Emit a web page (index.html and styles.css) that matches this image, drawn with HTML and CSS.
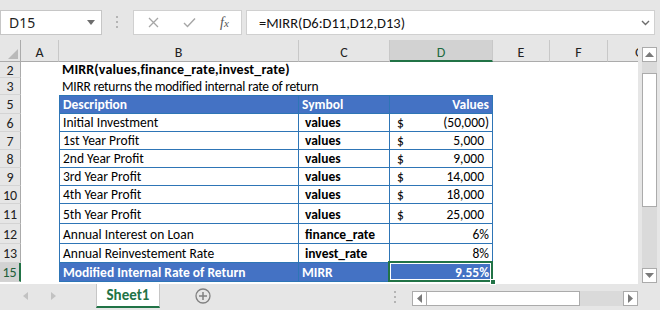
FILE: index.html
```html
<!DOCTYPE html>
<html>
<head>
<meta charset="utf-8">
<link rel="stylesheet" href="styles.css">
</head>
<body>
<div class="app">
  <div class="toolbar">
    <div class="namebox"><span>D15</span><svg width="8" height="5" viewBox="0 0 8 5"><path d="M0 0H8L4 5Z" fill="#6d6d6d"/></svg></div>
    <div class="grip"><svg width="3" height="13" viewBox="0 0 3 13"><rect x="0" y="0" width="2" height="2" fill="#b4b4b4"/><rect x="0" y="5" width="2" height="2" fill="#b4b4b4"/><rect x="0" y="10" width="2" height="2" fill="#b4b4b4"/></svg></div>
    <div class="fxbtns">
      <svg class="ico-x" width="11" height="11" viewBox="0 0 11 11"><path d="M1 1L10 10M10 1L1 10" stroke="#a6a6a6" stroke-width="1.3"/></svg>
      <svg class="ico-ok" width="13" height="11" viewBox="0 0 13 11"><path d="M1 6L4.5 9.5L12 1.5" stroke="#a6a6a6" stroke-width="1.4" fill="none"/></svg>
      <span class="fx">f<span class="fxx">x</span></span>
    </div>
    <div class="formula"><span>=MIRR(D6:D11,D12,D13)</span><svg width="9" height="6" viewBox="0 0 9 6"><path d="M1 1L4.5 4.5L8 1" stroke="#6d6d6d" stroke-width="1.4" fill="none"/></svg></div>
  </div>

  <div class="main">
    <div class="sheet">
      <div class="row hdr">
        <div class="rh corner"><svg width="10" height="10" viewBox="0 0 10 10"><path d="M10 0V10H0Z" fill="#b9b9b9"/></svg></div>
        <div class="ch ca">A</div>
        <div class="ch cb">B</div>
        <div class="ch cc">C</div>
        <div class="ch cd sel">D</div>
        <div class="ch ce">E</div>
        <div class="ch cf">F</div>
        <div class="ch cg">G</div>
      </div>

      <div class="row h16">
        <div class="rh">2</div><div class="ca"></div>
        <div class="cb c bold title t2">MIRR(values,finance_rate,invest_rate)</div>
        <div class="cc"></div><div class="cd"></div><div class="ce"></div><div class="cf"></div><div class="cg"></div>
      </div>
      <div class="row h17">
        <div class="rh">3</div><div class="ca"></div>
        <div class="cb c title t3">MIRR returns the modified internal rate of return</div>
        <div class="cc"></div><div class="cd"></div><div class="ce"></div><div class="cf"></div><div class="cg"></div>
      </div>

      <div class="row h19">
        <div class="rh">5</div><div class="ca"></div>
        <div class="cb c t top blue bold">Description</div>
        <div class="cc c t top blue bold">Symbol</div>
        <div class="cd c t top blue bold right">Values</div>
        <div class="ce"></div><div class="cf"></div><div class="cg"></div>
      </div>

      <div class="row h18">
        <div class="rh">6</div><div class="ca"></div>
        <div class="cb c t">Initial Investment</div>
        <div class="cc c t bold sym">values</div>
        <div class="cd c t acct"><span>$</span><span>(50,000)</span></div>
        <div class="ce"></div><div class="cf"></div><div class="cg"></div>
      </div>
      <div class="row h18">
        <div class="rh">7</div><div class="ca"></div>
        <div class="cb c t">1st Year Profit</div>
        <div class="cc c t bold sym">values</div>
        <div class="cd c t acct"><span>$</span><span class="pos">5,000</span></div>
        <div class="ce"></div><div class="cf"></div><div class="cg"></div>
      </div>
      <div class="row h18">
        <div class="rh">8</div><div class="ca"></div>
        <div class="cb c t">2nd Year Profit</div>
        <div class="cc c t bold sym">values</div>
        <div class="cd c t acct"><span>$</span><span class="pos">9,000</span></div>
        <div class="ce"></div><div class="cf"></div><div class="cg"></div>
      </div>
      <div class="row h18">
        <div class="rh">9</div><div class="ca"></div>
        <div class="cb c t">3rd Year Profit</div>
        <div class="cc c t bold sym">values</div>
        <div class="cd c t acct"><span>$</span><span class="pos">14,000</span></div>
        <div class="ce"></div><div class="cf"></div><div class="cg"></div>
      </div>
      <div class="row h18">
        <div class="rh">10</div><div class="ca"></div>
        <div class="cb c t">4th Year Profit</div>
        <div class="cc c t bold sym">values</div>
        <div class="cd c t acct"><span>$</span><span class="pos">18,000</span></div>
        <div class="ce"></div><div class="cf"></div><div class="cg"></div>
      </div>
      <div class="row h20">
        <div class="rh">11</div><div class="ca"></div>
        <div class="cb c t">5th Year Profit</div>
        <div class="cc c t bold sym">values</div>
        <div class="cd c t acct"><span>$</span><span class="pos">25,000</span></div>
        <div class="ce"></div><div class="cf"></div><div class="cg"></div>
      </div>
      <div class="row h20">
        <div class="rh">12</div><div class="ca"></div>
        <div class="cb c t">Annual Interest on Loan</div>
        <div class="cc c t bold sym">finance_rate</div>
        <div class="cd c t right">6%</div>
        <div class="ce"></div><div class="cf"></div><div class="cg"></div>
      </div>
      <div class="row h19">
        <div class="rh">13</div><div class="ca"></div>
        <div class="cb c t">Annual Reinvestement Rate</div>
        <div class="cc c t bold sym">invest_rate</div>
        <div class="cd c t right">8%</div>
        <div class="ce"></div><div class="cf"></div><div class="cg"></div>
      </div>
      <div class="row h19">
        <div class="rh selrow">15</div><div class="ca"></div>
        <div class="cb c t blue bold">Modified Internal Rate of Return</div>
        <div class="cc c t blue bold">MIRR</div>
        <div class="cd c t blue bold right active">9.55%<span class="selbox"></span><span class="handle"></span></div>
        <div class="ce"></div><div class="cf"></div><div class="cg"></div>
      </div>
    </div>

    <div class="vscroll">
      <div class="sbtn"><svg width="9" height="5" viewBox="0 0 9 5"><path d="M0 5H9L4.5 0Z" fill="#7a7a7a"/></svg></div>
      <div class="vtrack"><div class="vthumb"></div></div>
      <div class="sbtn"><svg width="9" height="5" viewBox="0 0 9 5"><path d="M0 0H9L4.5 5Z" fill="#7a7a7a"/></svg></div>
    </div>
  </div>

  <div class="bottom">
    <div class="nav">
      <svg width="5" height="8" viewBox="0 0 5 8"><path d="M5 0V8L0 4Z" fill="#c2c2c2"/></svg>
      <svg width="5" height="8" viewBox="0 0 5 8"><path d="M0 0V8L5 4Z" fill="#c2c2c2"/></svg>
    </div>
    <div class="tab">Sheet1</div>
    <div class="add"><svg width="16" height="16" viewBox="0 0 16 16"><circle cx="8" cy="8" r="7" fill="none" stroke="#808080" stroke-width="1.3"/><path d="M8 4V12M4 8H12" stroke="#808080" stroke-width="1.5"/></svg></div>
    <div class="hgrip"><svg width="2" height="12" viewBox="0 0 2 12"><rect x="0" y="0" width="2" height="2" fill="#b4b4b4"/><rect x="0" y="5" width="2" height="2" fill="#b4b4b4"/><rect x="0" y="10" width="2" height="2" fill="#b4b4b4"/></svg></div>
    <div class="hscroll">
      <div class="sbtn h"><svg width="5" height="9" viewBox="0 0 5 9"><path d="M5 0V9L0 4.5Z" fill="#7a7a7a"/></svg></div>
      <div class="hthumb"></div>
      <div class="htrack"></div>
      <div class="sbtn h"><svg width="5" height="9" viewBox="0 0 5 9"><path d="M0 0V9L5 4.5Z" fill="#7a7a7a"/></svg></div>
    </div>
  </div>
</div>
</body>
</html>
```

FILE: styles.css
```css
* { box-sizing: border-box; }
html, body { margin: 0; padding: 0; }
body {
  width: 660px;
  height: 310px;
  overflow: hidden;
  background: #e6e6e6;
  font-family: Carlito, Lato, "Liberation Sans", sans-serif;
  color: #000;
}
.app { display: flex; flex-direction: column; height: 310px; }

/* toolbar */
.toolbar { height: 40px; display: flex; align-items: flex-start; padding-top: 10px; }
.namebox {
  width: 102px; height: 25px; background: #fff; border: 1px solid #c6c6c6;
  display: flex; align-items: center; justify-content: space-between;
  padding: 0 6px 0 8px; font: 14px "Noto Sans", sans-serif; color: #222;
}
.grip { width: 31px; height: 25px; display: flex; align-items: center; justify-content: center; }
.fxbtns {
  width: 109px; height: 25px; background: #fff; border: 1px solid #d0d0d0;
  display: flex; align-items: center; padding-left: 14px;
}
.ico-ok { margin-left: 24px; }
.fx { margin-left: 24px; font: italic 14px "Liberation Serif", serif; color: #555; }
.fxx { font-size: 11px; }
.formula {
  margin-left: 4px; width: 409px; height: 25px; background: #fff; border: 1px solid #d0d0d0;
  display: flex; align-items: center; justify-content: space-between;
  padding: 0 4px 0 12px; font-size: 14.5px; color: #111;
}

/* main */
.main { height: 244px; display: flex; }
.sheet { width: 638px; background: #fff; }
.row { display: flex; }
.row > div { flex: none; }
.hdr { height: 22px; }
.h16 { height: 16px; }
.h17 { height: 17px; }
.h18 { height: 18px; }
.h19 { height: 19px; }
.h20 { height: 20px; }

.rh {
  width: 21px; background: #e6e6e6; border-right: 1px solid #ababab; border-bottom: 1px solid #d4d4d4;
  display: flex; align-items: center; justify-content: center; font-size: 14px; color: #222;
  padding-top: 1px;
}
.corner { align-items: flex-end; justify-content: flex-end; padding: 0 2px 2px 0; border-bottom: 1px solid #ababab; }
.ca { width: 38px; }
.cb { width: 240px; }
.cc { width: 91px; }
.cd { width: 103px; }
.ce { width: 57px; }
.cf { width: 58px; }
.cg { width: 30px; overflow: hidden; }
.ch {
  background: #e6e6e6; border-right: 1px solid #c8c8c8; border-bottom: 1px solid #ababab;
  display: flex; align-items: center; justify-content: center; font-size: 14px; color: #222;
  padding-top: 3px;
}
.ch.cg { justify-content: flex-start; padding-left: 27px; border-right: none; }
.ch.sel { background: #d2d2d2; color: #1e6b41; border-bottom: 2px solid #217346; padding-top: 4px; }
.selrow { background: #d2d2d2; border-right: 2px solid #217346; color: #1e5e3a; }

.c {
  display: flex; align-items: flex-end; padding: 0 3px 0 3px; font-size: 13.5px;
  white-space: nowrap; position: relative; line-height: 16px;
}
.title { overflow: visible; }
.t2 { font-size: 14px; letter-spacing: 0.15px; }
.t3 { letter-spacing: -0.25px; }
.bold { font-weight: bold; }
.t { border-right: 1px solid #2e75b6; border-bottom: 1px solid #2e75b6; }
.cb.t { border-left: 1px solid #2e75b6; }
.top { border-top: 1px solid #2e75b6; }
.blue { background: #4472c4; color: #fff; }
.right { justify-content: flex-end; }
.sym { padding-left: 6px; }
.acct { justify-content: space-between; padding-left: 7px; }
.pos { padding-right: 5px; }
.active { position: relative; }
.selbox {
  position: absolute; left: -2px; top: -2px; right: -1px; bottom: -1px;
  border: 2px solid #217346; box-shadow: inset 0 0 0 1px #fff;
}
.handle {
  position: absolute; right: -4px; bottom: -4px; width: 6px; height: 6px;
  background: #217346; border: 1px solid #fff;
}

/* vertical scrollbar */
.vscroll { width: 22px; display: flex; flex-direction: column; padding: 7px 3px 1px 4px; }
.sbtn {
  width: 15px; height: 15px; flex: none; background: #fff; border: 1px solid #ababab;
  display: flex; align-items: center; justify-content: center;
}
.vtrack { flex: 1; background: #dadada; padding-top: 11px; }
.vthumb { height: 134px; background: #fff; border: 1px solid #ababab; }

/* bottom */
.bottom { height: 26px; display: flex; align-items: flex-start; }
.nav { width: 96px; height: 24px; display: flex; align-items: center; padding-left: 23px; gap: 23px; }
.tab {
  width: 64px; height: 24px; background: #fff; border-left: 1px solid #c6c6c6; border-right: 1px solid #c6c6c6;
  border-bottom: 2px solid #217346; color: #217346; font-weight: bold; font-size: 15px;
  display: flex; align-items: center; justify-content: center;
}
.add { margin-left: 35px; height: 24px; display: flex; align-items: center; }
.hgrip { margin-left: 183px; height: 24px; display: flex; align-items: center; padding-top: 2px; }
.hscroll { margin-left: 16px; margin-top: 7px; width: 226px; height: 15px; display: flex; }
.hthumb { width: 153px; background: #fff; border: 1px solid #ababab; border-left: none; }
.htrack { flex: 1; background: #dadada; }
.sbtn.h { width: 15px; height: 15px; }
```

* * * * *

## What is required
How many lines of the data hold the string "index"? Reply with the number alone.

## Solution to the problem
2